* _TASK DIRECTIONS_:
Without including the pictures, copy out every line below.
-=-=-
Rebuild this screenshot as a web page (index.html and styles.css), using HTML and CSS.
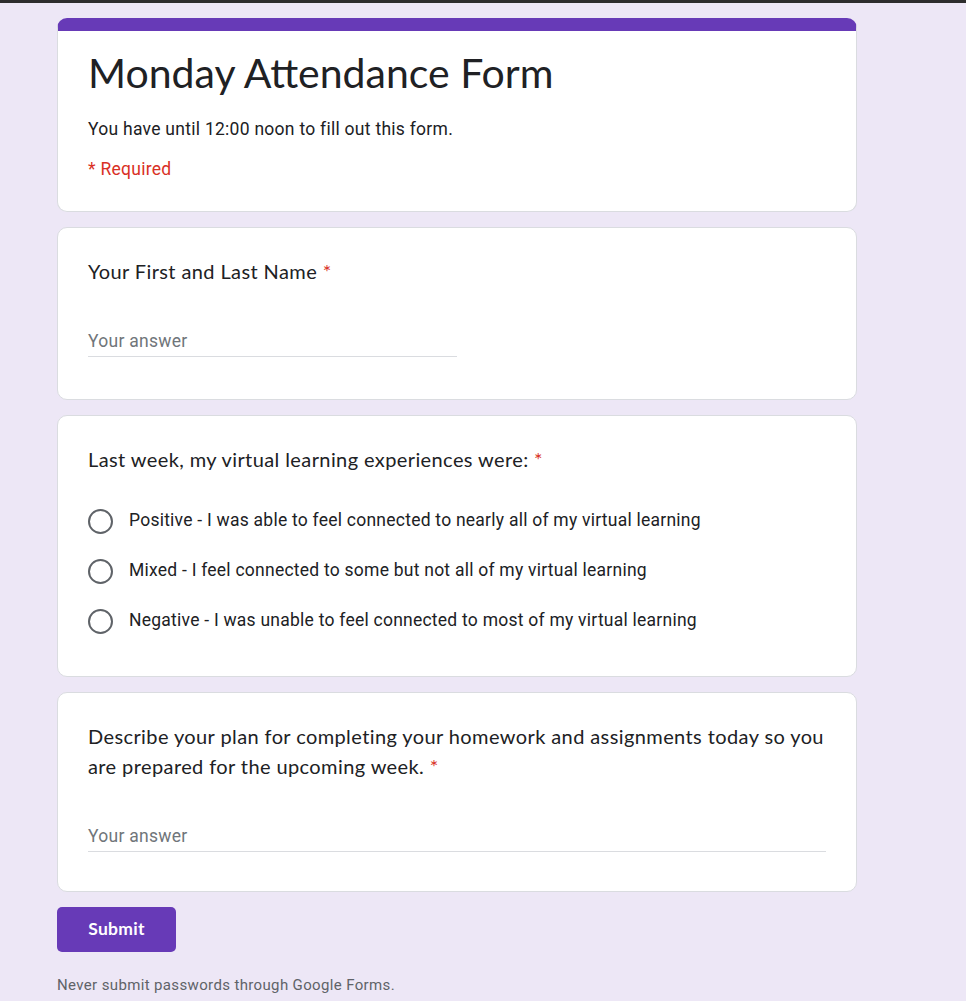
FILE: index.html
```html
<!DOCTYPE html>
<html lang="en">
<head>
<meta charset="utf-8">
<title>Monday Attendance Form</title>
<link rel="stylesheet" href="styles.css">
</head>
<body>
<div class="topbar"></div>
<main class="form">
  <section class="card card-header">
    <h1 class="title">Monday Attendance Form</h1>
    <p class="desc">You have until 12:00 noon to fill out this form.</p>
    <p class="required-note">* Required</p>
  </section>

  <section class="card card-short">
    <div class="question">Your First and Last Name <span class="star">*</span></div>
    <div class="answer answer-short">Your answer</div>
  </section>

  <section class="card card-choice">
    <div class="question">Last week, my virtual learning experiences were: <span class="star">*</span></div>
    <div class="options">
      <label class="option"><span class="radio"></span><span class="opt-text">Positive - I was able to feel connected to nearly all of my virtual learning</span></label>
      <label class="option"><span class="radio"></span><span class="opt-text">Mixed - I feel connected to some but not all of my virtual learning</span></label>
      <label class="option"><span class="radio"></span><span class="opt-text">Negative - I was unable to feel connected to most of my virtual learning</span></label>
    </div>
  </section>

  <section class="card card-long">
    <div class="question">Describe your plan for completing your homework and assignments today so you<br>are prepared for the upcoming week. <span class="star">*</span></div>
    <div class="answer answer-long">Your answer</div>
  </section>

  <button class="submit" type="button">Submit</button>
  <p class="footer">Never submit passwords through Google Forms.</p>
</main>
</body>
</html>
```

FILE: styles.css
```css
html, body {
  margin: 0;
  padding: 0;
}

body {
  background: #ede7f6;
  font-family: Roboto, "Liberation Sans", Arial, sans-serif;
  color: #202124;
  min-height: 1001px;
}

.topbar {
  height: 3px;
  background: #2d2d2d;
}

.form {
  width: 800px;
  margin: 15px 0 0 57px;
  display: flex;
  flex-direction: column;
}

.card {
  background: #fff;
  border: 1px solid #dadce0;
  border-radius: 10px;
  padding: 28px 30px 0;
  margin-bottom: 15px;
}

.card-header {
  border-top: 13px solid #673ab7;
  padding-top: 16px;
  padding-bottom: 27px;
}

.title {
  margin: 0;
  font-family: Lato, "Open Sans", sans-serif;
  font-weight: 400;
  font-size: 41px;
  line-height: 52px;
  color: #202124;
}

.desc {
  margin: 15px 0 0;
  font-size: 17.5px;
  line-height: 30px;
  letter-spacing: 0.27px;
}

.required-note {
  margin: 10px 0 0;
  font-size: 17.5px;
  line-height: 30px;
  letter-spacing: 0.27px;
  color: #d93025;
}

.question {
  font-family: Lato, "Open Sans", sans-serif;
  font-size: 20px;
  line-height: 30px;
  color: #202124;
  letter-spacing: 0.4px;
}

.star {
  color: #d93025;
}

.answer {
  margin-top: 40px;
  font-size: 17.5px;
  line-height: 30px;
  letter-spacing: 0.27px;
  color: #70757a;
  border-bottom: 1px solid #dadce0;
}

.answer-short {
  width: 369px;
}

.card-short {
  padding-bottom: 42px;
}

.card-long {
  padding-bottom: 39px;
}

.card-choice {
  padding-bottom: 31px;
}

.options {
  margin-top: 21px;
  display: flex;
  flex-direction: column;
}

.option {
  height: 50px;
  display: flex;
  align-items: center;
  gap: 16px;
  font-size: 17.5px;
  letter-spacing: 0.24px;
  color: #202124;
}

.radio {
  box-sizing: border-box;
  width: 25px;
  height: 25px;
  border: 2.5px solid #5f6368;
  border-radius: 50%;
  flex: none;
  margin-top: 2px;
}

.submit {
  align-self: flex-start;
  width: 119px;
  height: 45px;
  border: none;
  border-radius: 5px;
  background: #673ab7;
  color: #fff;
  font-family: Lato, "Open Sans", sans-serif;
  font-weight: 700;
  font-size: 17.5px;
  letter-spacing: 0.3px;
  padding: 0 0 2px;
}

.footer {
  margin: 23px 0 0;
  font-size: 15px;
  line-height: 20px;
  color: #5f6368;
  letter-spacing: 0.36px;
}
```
-=-=-
* _REPLY TO THE TASK_:
Rebuild this screenshot as a web page (index.html and styles.css), using HTML and CSS.
FILE: index.html
```html
<!DOCTYPE html>
<html lang="en">
<head>
<meta charset="utf-8">
<title>Monday Attendance Form</title>
<link rel="stylesheet" href="styles.css">
</head>
<body>
<div class="topbar"></div>
<main class="form">
  <section class="card card-header">
    <h1 class="title">Monday Attendance Form</h1>
    <p class="desc">You have until 12:00 noon to fill out this form.</p>
    <p class="required-note">* Required</p>
  </section>

  <section class="card card-short">
    <div class="question">Your First and Last Name <span class="star">*</span></div>
    <div class="answer answer-short">Your answer</div>
  </section>

  <section class="card card-choice">
    <div class="question">Last week, my virtual learning experiences were: <span class="star">*</span></div>
    <div class="options">
      <label class="option"><span class="radio"></span><span class="opt-text">Positive - I was able to feel connected to nearly all of my virtual learning</span></label>
      <label class="option"><span class="radio"></span><span class="opt-text">Mixed - I feel connected to some but not all of my virtual learning</span></label>
      <label class="option"><span class="radio"></span><span class="opt-text">Negative - I was unable to feel connected to most of my virtual learning</span></label>
    </div>
  </section>

  <section class="card card-long">
    <div class="question">Describe your plan for completing your homework and assignments today so you<br>are prepared for the upcoming week. <span class="star">*</span></div>
    <div class="answer answer-long">Your answer</div>
  </section>

  <button class="submit" type="button">Submit</button>
  <p class="footer">Never submit passwords through Google Forms.</p>
</main>
</body>
</html>
```

FILE: styles.css
```css
html, body {
  margin: 0;
  padding: 0;
}

body {
  background: #ede7f6;
  font-family: Roboto, "Liberation Sans", Arial, sans-serif;
  color: #202124;
  min-height: 1001px;
}

.topbar {
  height: 3px;
  background: #2d2d2d;
}

.form {
  width: 800px;
  margin: 15px 0 0 57px;
  display: flex;
  flex-direction: column;
}

.card {
  background: #fff;
  border: 1px solid #dadce0;
  border-radius: 10px;
  padding: 28px 30px 0;
  margin-bottom: 15px;
}

.card-header {
  border-top: 13px solid #673ab7;
  padding-top: 16px;
  padding-bottom: 27px;
}

.title {
  margin: 0;
  font-family: Lato, "Open Sans", sans-serif;
  font-weight: 400;
  font-size: 41px;
  line-height: 52px;
  color: #202124;
}

.desc {
  margin: 15px 0 0;
  font-size: 17.5px;
  line-height: 30px;
  letter-spacing: 0.27px;
}

.required-note {
  margin: 10px 0 0;
  font-size: 17.5px;
  line-height: 30px;
  letter-spacing: 0.27px;
  color: #d93025;
}

.question {
  font-family: Lato, "Open Sans", sans-serif;
  font-size: 20px;
  line-height: 30px;
  color: #202124;
  letter-spacing: 0.4px;
}

.star {
  color: #d93025;
}

.answer {
  margin-top: 40px;
  font-size: 17.5px;
  line-height: 30px;
  letter-spacing: 0.27px;
  color: #70757a;
  border-bottom: 1px solid #dadce0;
}

.answer-short {
  width: 369px;
}

.card-short {
  padding-bottom: 42px;
}

.card-long {
  padding-bottom: 39px;
}

.card-choice {
  padding-bottom: 31px;
}

.options {
  margin-top: 21px;
  display: flex;
  flex-direction: column;
}

.option {
  height: 50px;
  display: flex;
  align-items: center;
  gap: 16px;
  font-size: 17.5px;
  letter-spacing: 0.24px;
  color: #202124;
}

.radio {
  box-sizing: border-box;
  width: 25px;
  height: 25px;
  border: 2.5px solid #5f6368;
  border-radius: 50%;
  flex: none;
  margin-top: 2px;
}

.submit {
  align-self: flex-start;
  width: 119px;
  height: 45px;
  border: none;
  border-radius: 5px;
  background: #673ab7;
  color: #fff;
  font-family: Lato, "Open Sans", sans-serif;
  font-weight: 700;
  font-size: 17.5px;
  letter-spacing: 0.3px;
  padding: 0 0 2px;
}

.footer {
  margin: 23px 0 0;
  font-size: 15px;
  line-height: 20px;
  color: #5f6368;
  letter-spacing: 0.36px;
}
```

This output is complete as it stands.